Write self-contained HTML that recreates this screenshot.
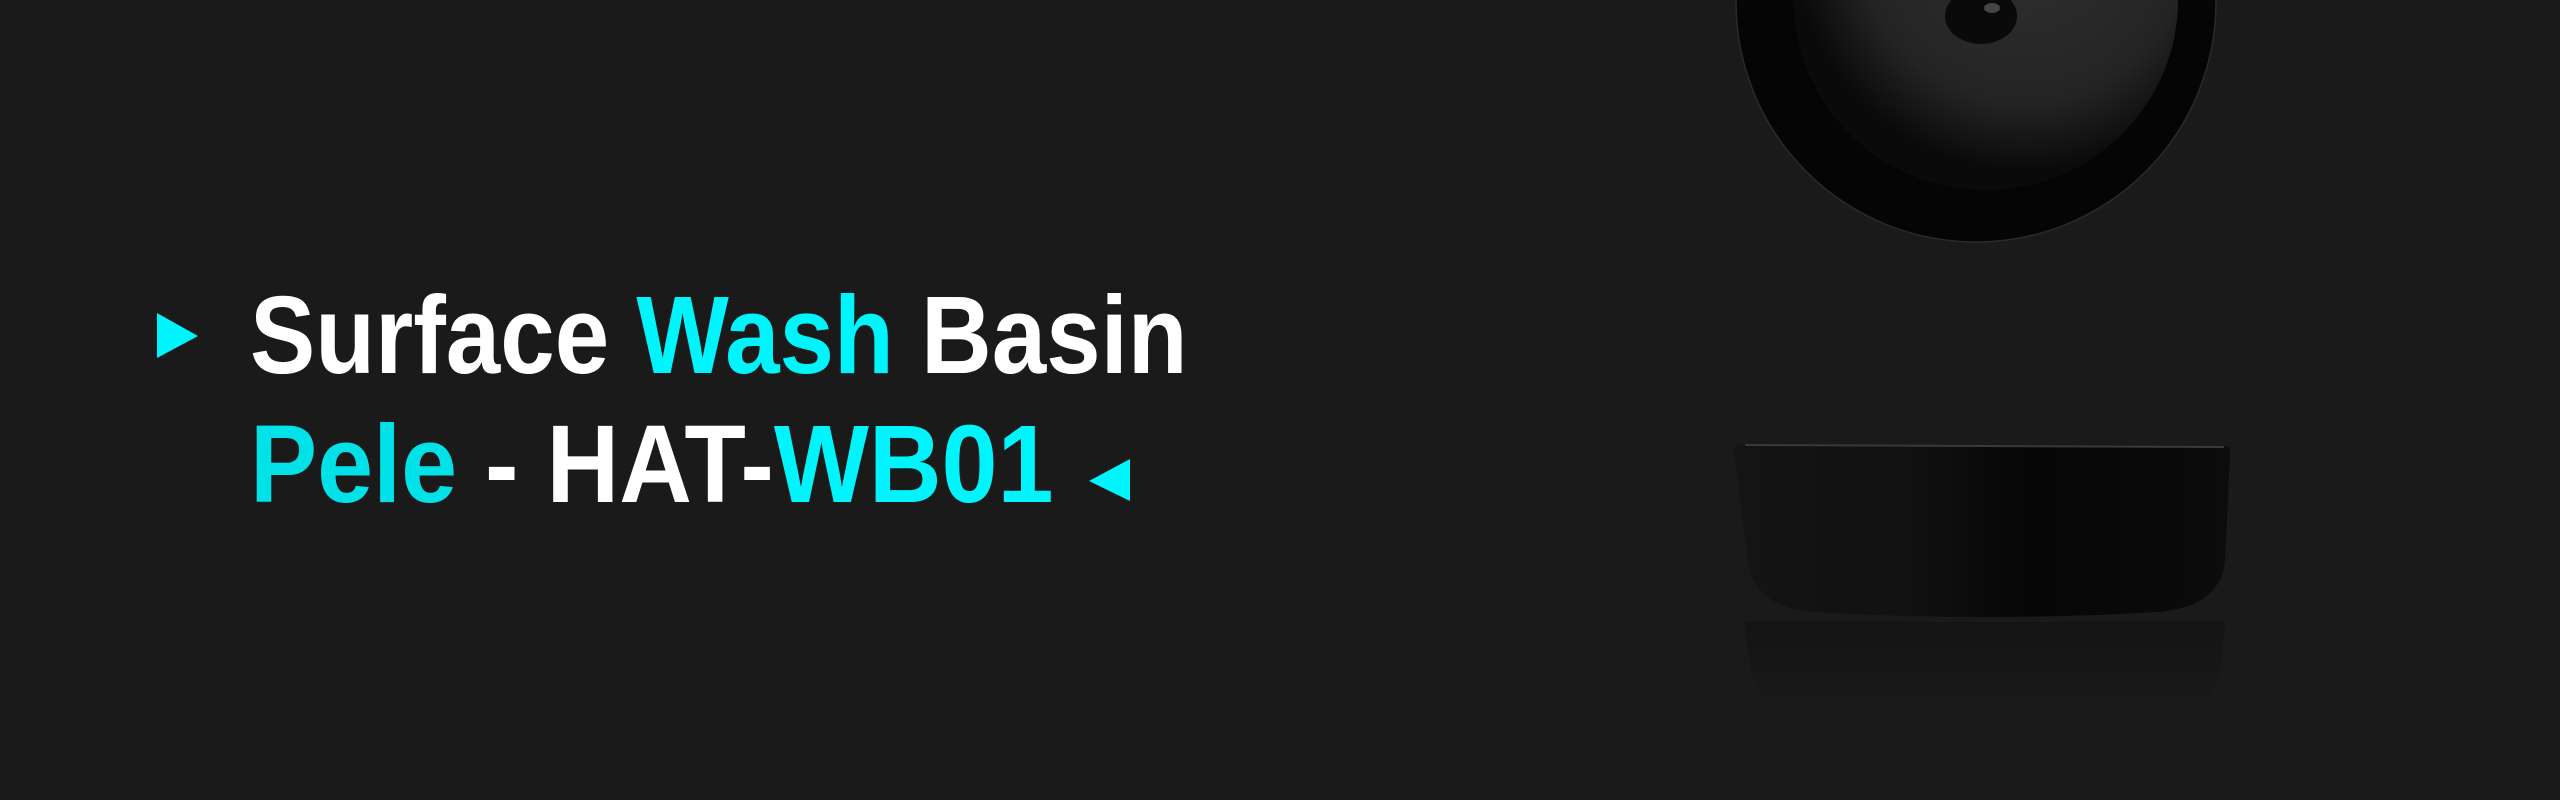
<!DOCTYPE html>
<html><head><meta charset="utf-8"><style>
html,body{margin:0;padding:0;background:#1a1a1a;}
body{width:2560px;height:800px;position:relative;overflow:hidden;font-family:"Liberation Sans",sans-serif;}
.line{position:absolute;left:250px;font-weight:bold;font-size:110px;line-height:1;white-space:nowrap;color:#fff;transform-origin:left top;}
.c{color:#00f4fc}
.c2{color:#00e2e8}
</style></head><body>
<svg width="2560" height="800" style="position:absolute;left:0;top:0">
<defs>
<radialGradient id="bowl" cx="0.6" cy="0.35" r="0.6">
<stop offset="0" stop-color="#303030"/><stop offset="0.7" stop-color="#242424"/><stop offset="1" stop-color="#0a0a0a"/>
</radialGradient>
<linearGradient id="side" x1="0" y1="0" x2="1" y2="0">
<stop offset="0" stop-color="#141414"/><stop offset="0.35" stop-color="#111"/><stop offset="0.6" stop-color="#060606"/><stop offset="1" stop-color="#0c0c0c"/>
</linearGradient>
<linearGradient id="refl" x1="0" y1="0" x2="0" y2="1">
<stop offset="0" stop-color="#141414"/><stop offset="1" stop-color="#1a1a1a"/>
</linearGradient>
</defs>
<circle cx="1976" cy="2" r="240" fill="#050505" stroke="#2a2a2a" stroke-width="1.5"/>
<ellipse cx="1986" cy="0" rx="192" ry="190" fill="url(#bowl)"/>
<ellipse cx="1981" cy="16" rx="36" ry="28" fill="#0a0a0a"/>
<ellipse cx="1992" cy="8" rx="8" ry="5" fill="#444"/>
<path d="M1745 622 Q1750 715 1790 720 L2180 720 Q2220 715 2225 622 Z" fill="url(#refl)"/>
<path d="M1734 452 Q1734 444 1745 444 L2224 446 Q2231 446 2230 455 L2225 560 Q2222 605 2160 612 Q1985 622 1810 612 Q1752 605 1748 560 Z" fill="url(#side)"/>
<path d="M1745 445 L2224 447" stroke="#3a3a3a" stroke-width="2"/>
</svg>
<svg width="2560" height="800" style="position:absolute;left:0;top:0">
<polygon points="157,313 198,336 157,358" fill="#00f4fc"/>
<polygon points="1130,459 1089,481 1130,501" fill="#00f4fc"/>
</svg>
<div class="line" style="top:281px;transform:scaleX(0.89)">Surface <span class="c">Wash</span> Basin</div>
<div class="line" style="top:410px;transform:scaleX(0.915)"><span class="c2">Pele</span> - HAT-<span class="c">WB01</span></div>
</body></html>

************

Stated problem – Copy the data character for character, but drop all pictures from the copy.

Response below –
Write self-contained HTML that recreates this screenshot.
<!DOCTYPE html>
<html><head><meta charset="utf-8"><style>
html,body{margin:0;padding:0;background:#1a1a1a;}
body{width:2560px;height:800px;position:relative;overflow:hidden;font-family:"Liberation Sans",sans-serif;}
.line{position:absolute;left:250px;font-weight:bold;font-size:110px;line-height:1;white-space:nowrap;color:#fff;transform-origin:left top;}
.c{color:#00f4fc}
.c2{color:#00e2e8}
</style></head><body>
<svg width="2560" height="800" style="position:absolute;left:0;top:0">
<defs>
<radialGradient id="bowl" cx="0.6" cy="0.35" r="0.6">
<stop offset="0" stop-color="#303030"/><stop offset="0.7" stop-color="#242424"/><stop offset="1" stop-color="#0a0a0a"/>
</radialGradient>
<linearGradient id="side" x1="0" y1="0" x2="1" y2="0">
<stop offset="0" stop-color="#141414"/><stop offset="0.35" stop-color="#111"/><stop offset="0.6" stop-color="#060606"/><stop offset="1" stop-color="#0c0c0c"/>
</linearGradient>
<linearGradient id="refl" x1="0" y1="0" x2="0" y2="1">
<stop offset="0" stop-color="#141414"/><stop offset="1" stop-color="#1a1a1a"/>
</linearGradient>
</defs>
<circle cx="1976" cy="2" r="240" fill="#050505" stroke="#2a2a2a" stroke-width="1.5"/>
<ellipse cx="1986" cy="0" rx="192" ry="190" fill="url(#bowl)"/>
<ellipse cx="1981" cy="16" rx="36" ry="28" fill="#0a0a0a"/>
<ellipse cx="1992" cy="8" rx="8" ry="5" fill="#444"/>
<path d="M1745 622 Q1750 715 1790 720 L2180 720 Q2220 715 2225 622 Z" fill="url(#refl)"/>
<path d="M1734 452 Q1734 444 1745 444 L2224 446 Q2231 446 2230 455 L2225 560 Q2222 605 2160 612 Q1985 622 1810 612 Q1752 605 1748 560 Z" fill="url(#side)"/>
<path d="M1745 445 L2224 447" stroke="#3a3a3a" stroke-width="2"/>
</svg>
<svg width="2560" height="800" style="position:absolute;left:0;top:0">
<polygon points="157,313 198,336 157,358" fill="#00f4fc"/>
<polygon points="1130,459 1089,481 1130,501" fill="#00f4fc"/>
</svg>
<div class="line" style="top:281px;transform:scaleX(0.89)">Surface <span class="c">Wash</span> Basin</div>
<div class="line" style="top:410px;transform:scaleX(0.915)"><span class="c2">Pele</span> - HAT-<span class="c">WB01</span></div>
</body></html>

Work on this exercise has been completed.